As a number of you know. I am a banker. I've been financing projects in the energy sector for close to 15 years. I'm aware this diary can and will be seen as self-serving, and indeed it is. But I hope it will also be seen as a useful explanation.

Banking has always been both a utility and a casino. On the one side, you have the vast payments and cash management network, the retail business, the basic corporate lending or brokerage business and a lot of advisory work. On the other, you have the more market driven activities, the support and/or participation to corporate mergers & acquisitions, commodities and securities trading, all the way to own-account speculative risk-taking. The two used to be mostly apart (indeed, the Glass-Steagall Act kept them legally separated), but the line has become increasingly blurred.

The George Soros thread is the inspiration for this post. I'll bet almost no one here is familiar with the author, which is a secondary reason for this post.

This is an attempt to get readers to 'drill down' a bit into the complexity that is the world today. Happy drilling !

Monte314
03-30-2009, 05:33 AM
I get where you are coming from. The general population, however, will not.

Most people just want a target for their anger. It doesn't have to be the right one... protestations of innocence will make you appear not only greedy, but self-serving; perhaps even conspiratorial.

Ya' know... it's how people are. Tough luck.

eternaltriangle
03-30-2009, 05:43 AM
Yeah - guys like this are why the furor over AIG is misplaced. In a company that does 80 billion dollars worth of business, there are going to be some departments that actually do well. It is just plain good policy to have incentive programs in place. I am glad it looks like the proposed tax will fail, because something like that would really hinder the recovery.

Lets say you are the CEO of a bailed out bank, and succeed in turning it around - saving taxpayers (who have a substantial stake in the bank now) lots of money. Wouldn't that be the kind of thing we might give a bonus for?

RBM
03-30-2009, 11:50 AM
I get where you are coming from. The general population, however, will not.

Most people just want a target for their anger. It doesn't have to be the right one... protestations of innocence will make you appear not only greedy, but self-serving; perhaps even conspiratorial.

Ya' know... it's how people are. Tough luck.

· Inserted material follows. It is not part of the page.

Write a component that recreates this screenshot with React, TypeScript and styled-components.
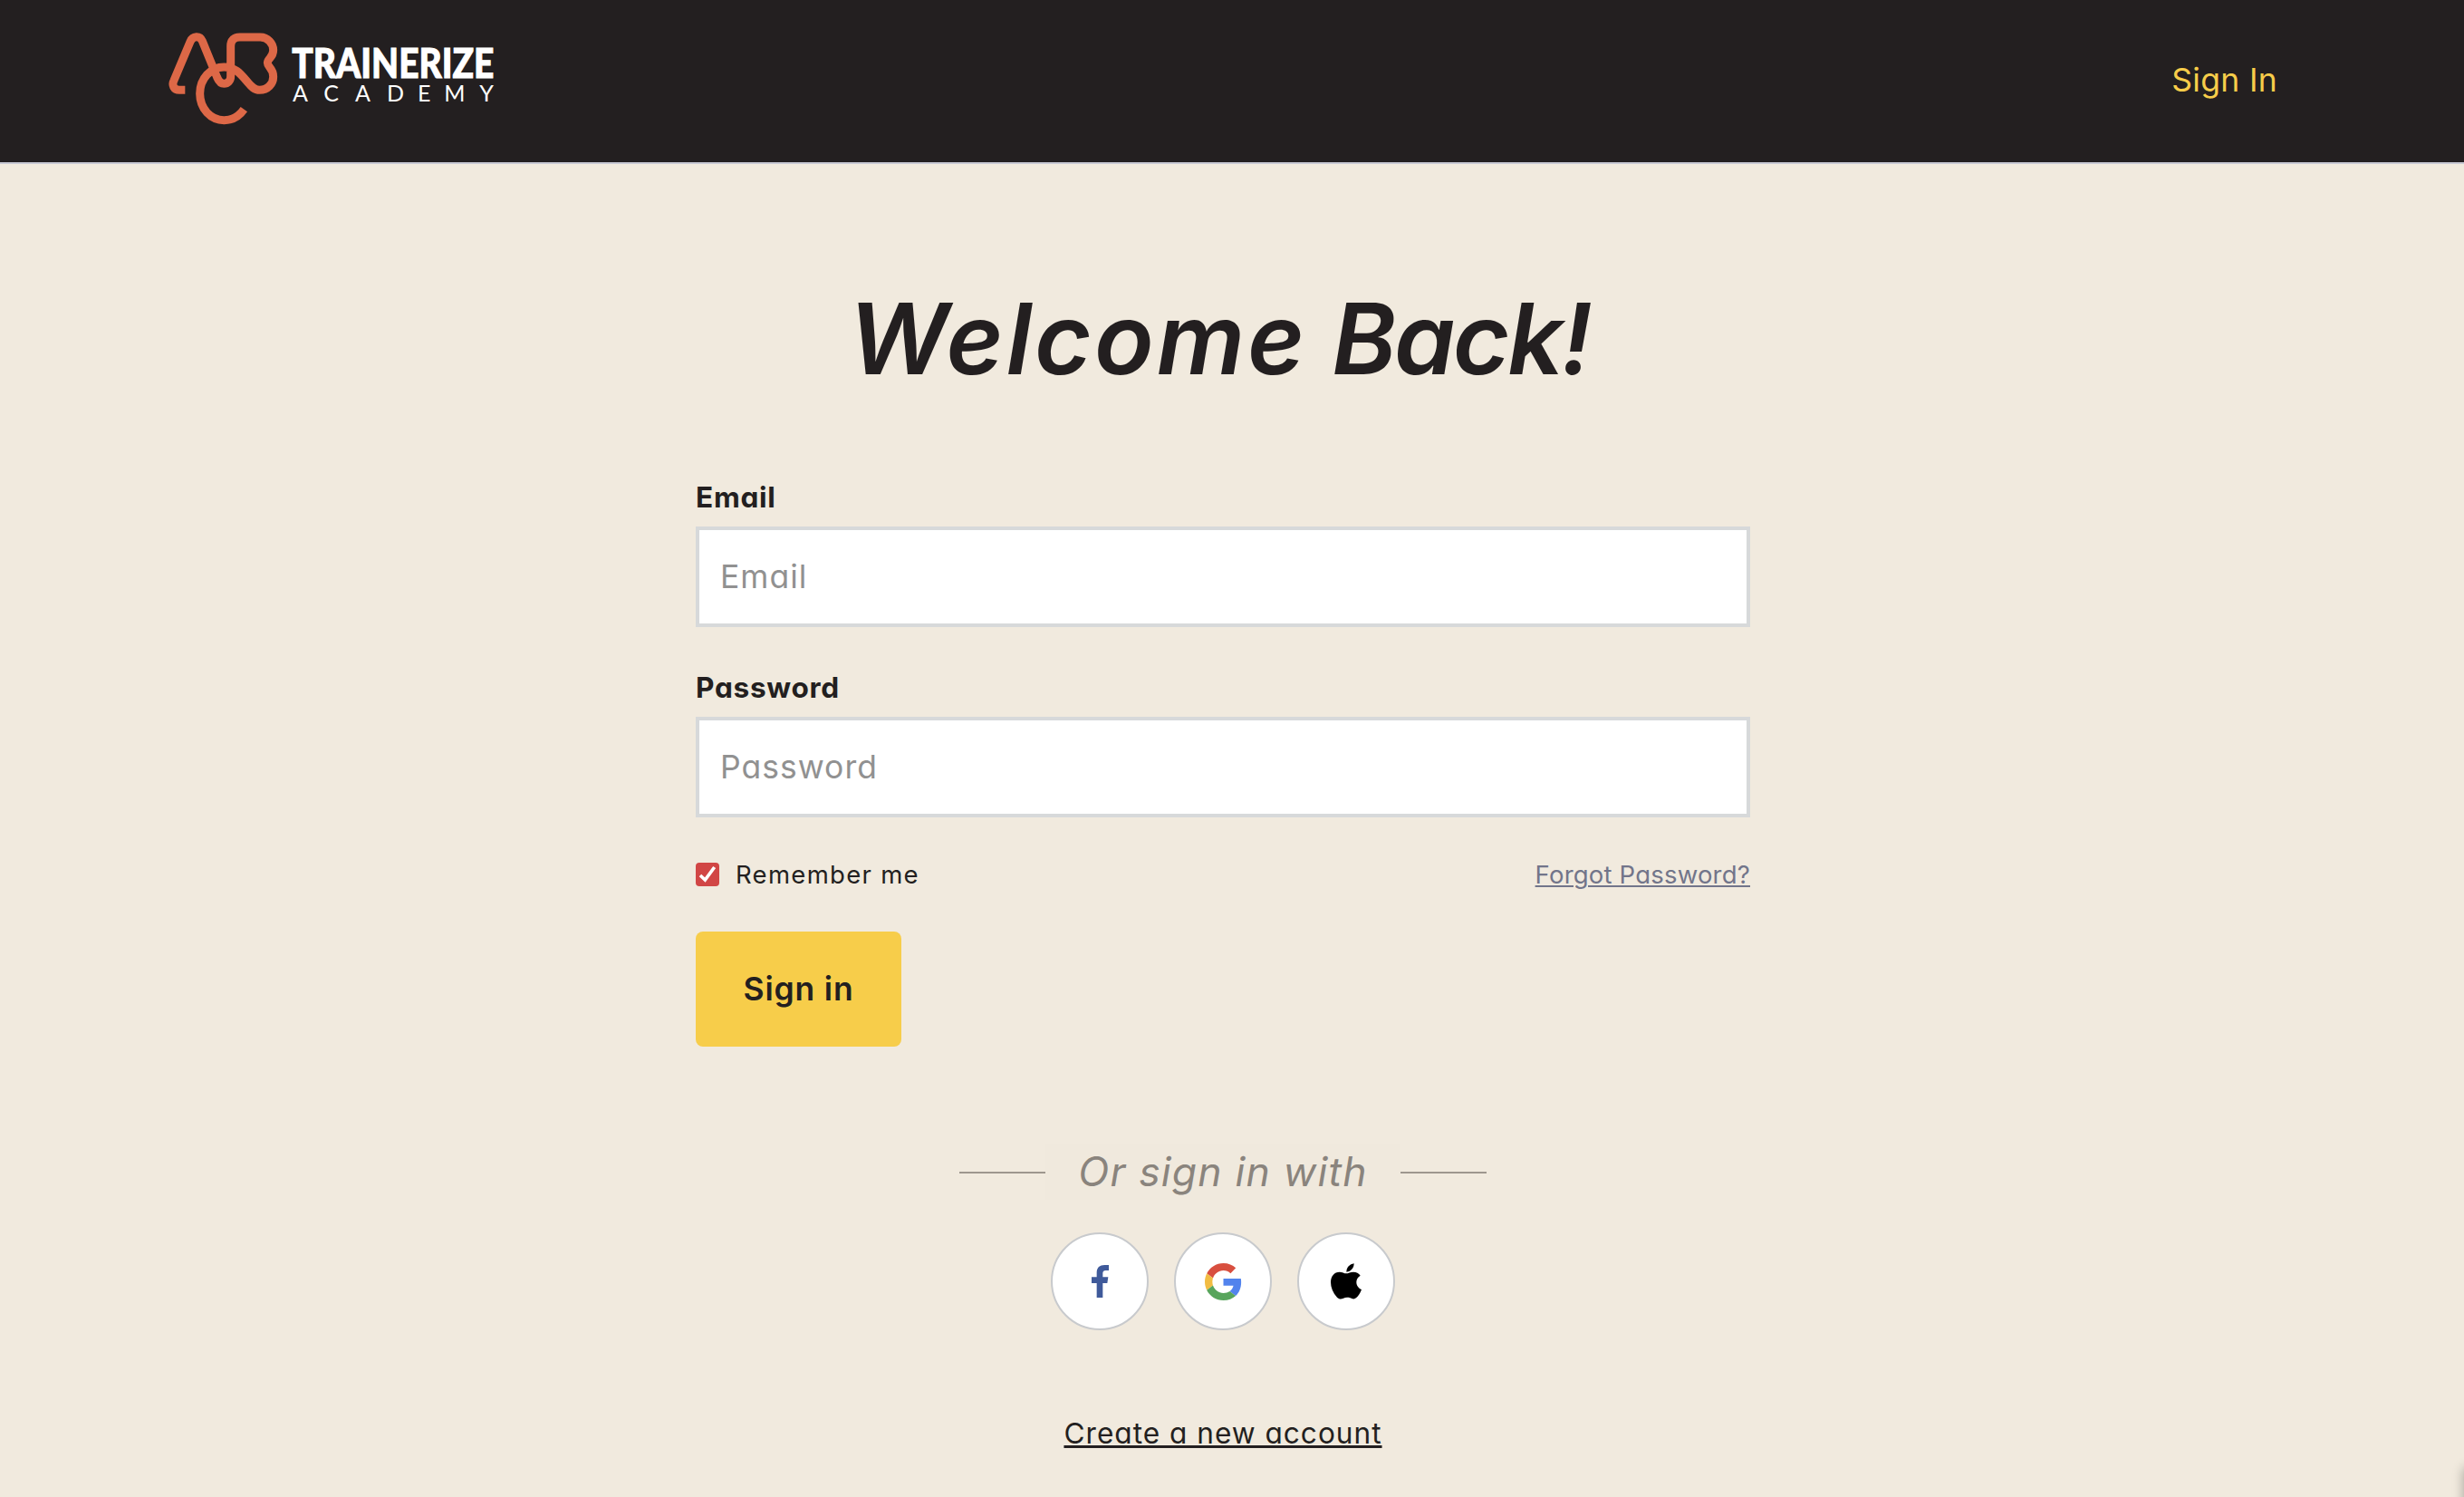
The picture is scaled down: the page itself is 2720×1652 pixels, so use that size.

The author admits to 'self-serving' aspect.
Think triage.





RBM added to this post, 10 minutes and 8 seconds later...

Yeah - guys like this are why the furor over AIG is misplaced. In a company that does 80 billion dollars worth of business, there are going to be some departments that actually do well. It is just plain good policy to have incentive programs in place. I am glad it looks like the proposed tax will fail, because something like that would really hinder the recovery.

Lets say you are the CEO of a bailed out bank, and succeed in turning it around - saving taxpayers (who have a substantial stake in the bank now) lots of money. Wouldn't that be the kind of thing we might give a bonus for?

On my reading list, is a personal blog of a guy who is a professional journalist, from Greensboro NC. He is one source of many articles I have read, that dissect the financial industry instead of treating it as a monolith industry. Many times I have seen an AIG post at that blog.

Unfortunately, there are other forces at work, maybe even stronger forces.

The kind of thing to give a bonus for belies what the goal really is and it's not about saving taxpayers money.